Turkey Is Fighting a Dirty War Against Its Own Kurdish Population

 

Cizre, Turkey – The streets here are almost desolate, except for the armored personnel carriers that patrol this war-wrecked Kurdish city. The few children who have recently returned or withstood two and half months of curfew and intense fighting kick around a ball while their parents salvage the remnants of their homes, scorched black and blown apart by intense shelling. Pavement ripped up by tank tracks is pocked with craters where Kurdish rebels detonated improvised explosive devices (IEDs) against their enemy. Pain and suffering are etched on the faces of survivors, who now live under the close surveillance of an invading army.

 

protest in Diyarbakir

 

This is not Syria, nor is it Iraq. It is Turkey, America’s NATO partner, now in the throes of a rapidly expanding war against its Kurdish population in the country’s southeast. Lazar Simeonov and I are the first foreign journalists to pass through the ring of steel that surrounds Cizre since Turkish government forces started a military campaign last year to crush an uprising by the outlawed Kurdistan Workers’ Party (PKK).

 

Checkpoints surrounding the city prevent access to almost everyone but local residents, and police thoroughly search anyone entering. We observe heavily armed special forces as they search a pregnant woman trying to leave the city.
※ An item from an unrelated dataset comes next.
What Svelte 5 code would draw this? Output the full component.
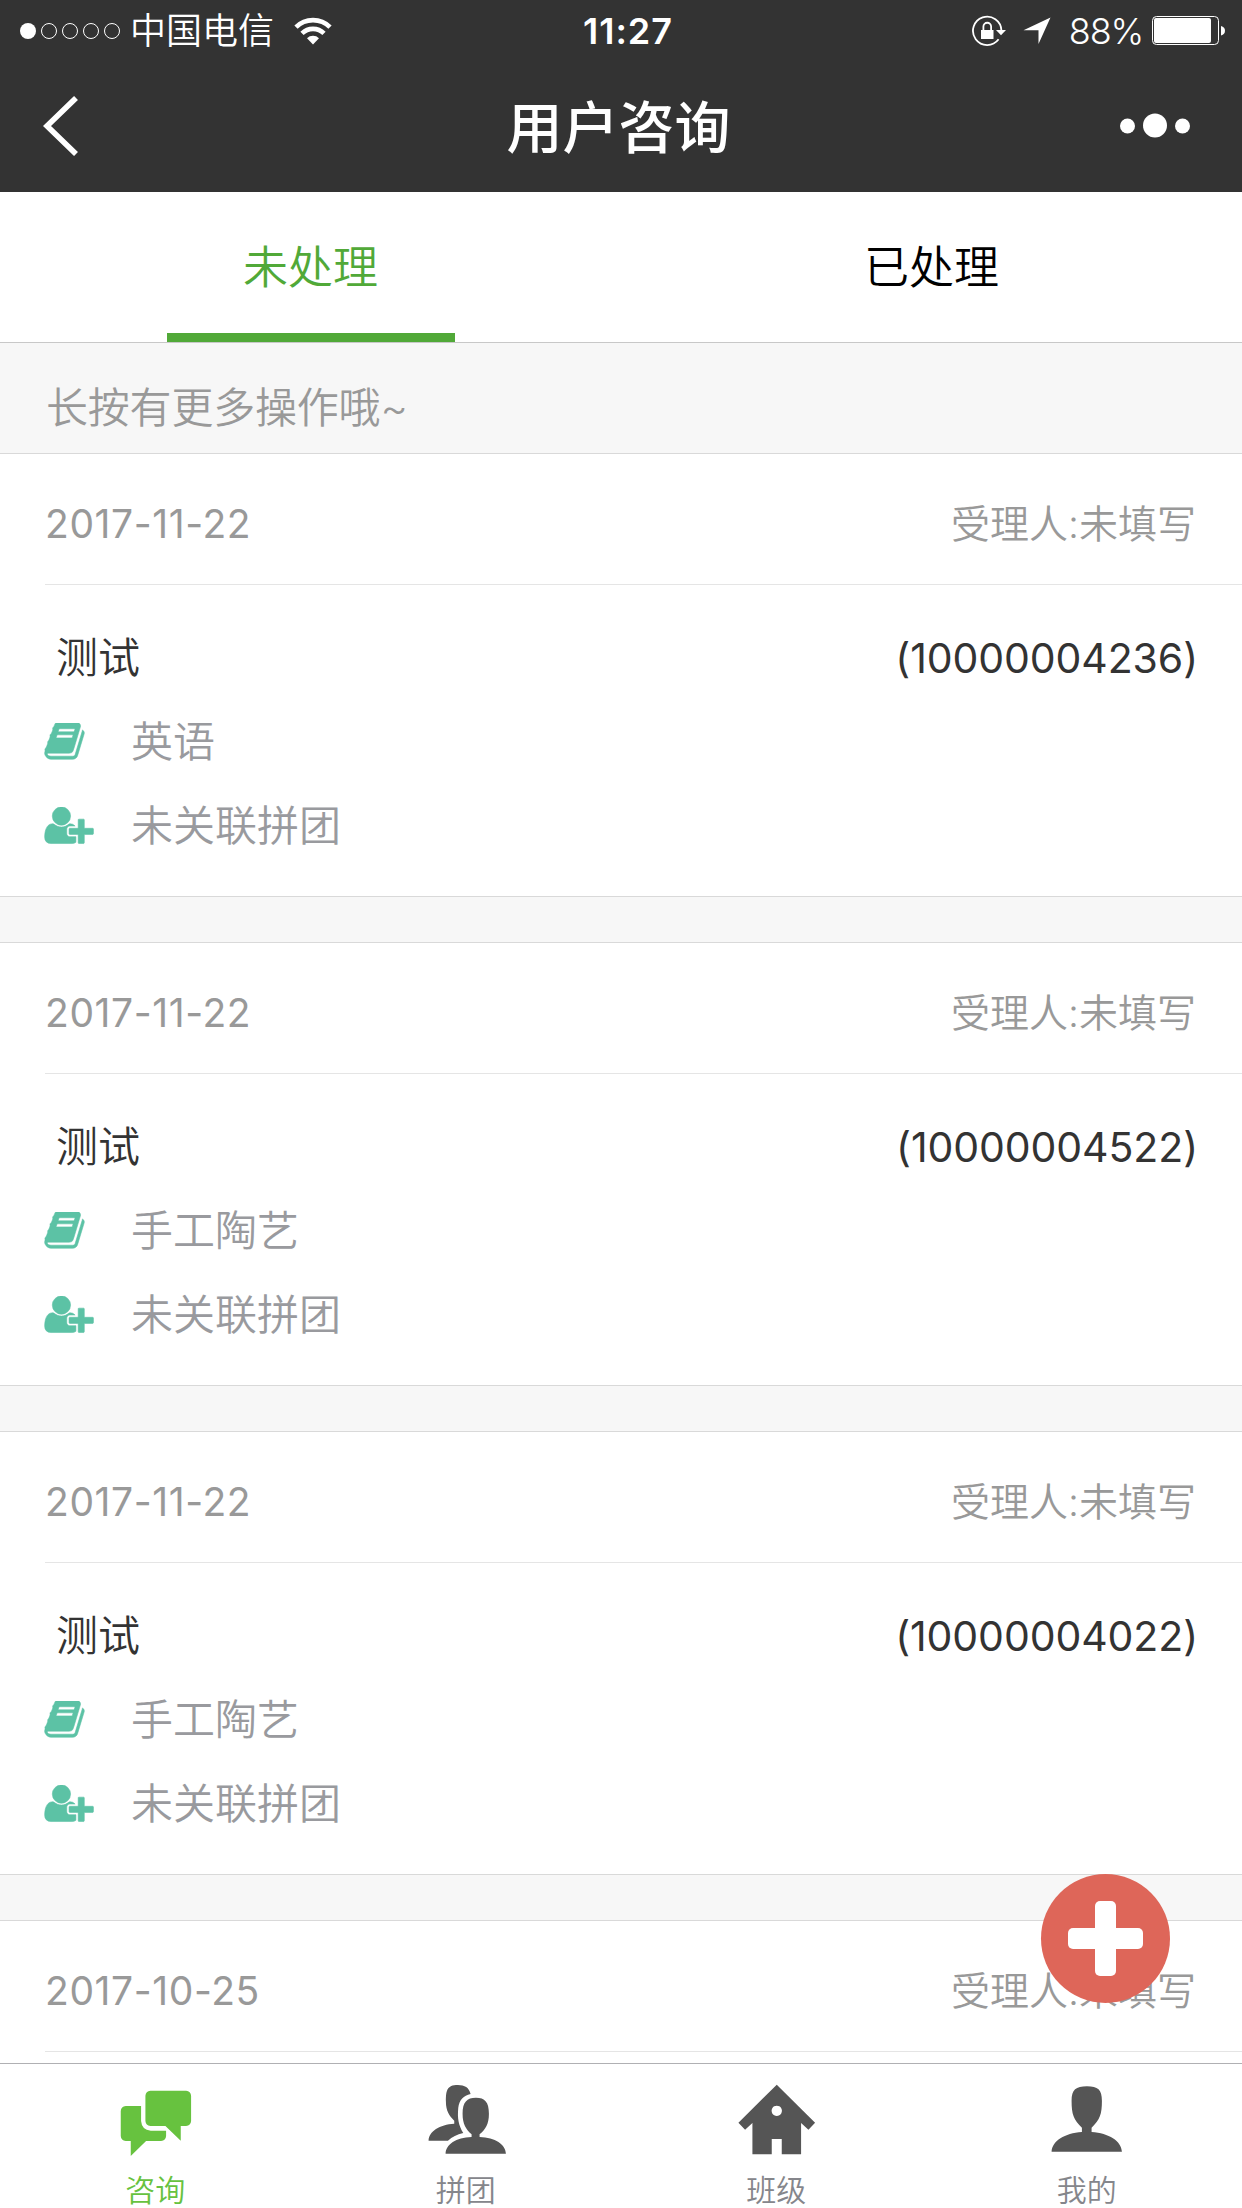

She looks agonized and helpless, reclining on a stretcher, as the troops order her husband and young children out of the emergency ambulance for pat-downs as they sift through medical equipment in search of weapons.

 

Hundreds of civilians were killed before the military assault ended on February 11. Human rights groups say government forces have carried out massacres of civilians and extrajudicial killings. However, according a Cankız Çevik, a spokesperson for the Human Rights Foundation of Turkey (an Ankara-based organization that is recognized by Amnesty International, the Council of Europe, the Red Cross, and the UN for its documentation of human rights violations and support for survivors of torture across Turkey), gathering accurate information has been hampered by the Turkish government. She says her organization’s forensic specialists have been denied access to autopsies and blocked from the city, which remains under curfew.

 

Cizre and the old city of Diyarbakir—the de facto capital of Turkish Kurdistan—have seen the most severe fighting in an urban rebellion that has spread across what Kurds call northern Kurdistan. It’s a homeland the Turkish government refuses to recognize. Nor does it guarantee national minority status for an ethnic group that makes up some 20 percent of the country’s population, concentrated in the southeast but also a large minority in Istanbul.

 

According to PKK fighters and commanders that The Nation spoke to behind barricades in the embattled city of Nuysabin, on Turkey’s border with Syria, it was the government’s unwillingness to accept national minority rights during peace negotiations nine months ago that led to the collapse of talks. They say this new war—the latest phase in a three-decade conflict—will expand, and they vow that the PKK will move its guerrillas into eastern, Kurdish-majority cities in the coming months while also bringing the war to the country’s major metropolises, like Istanbul.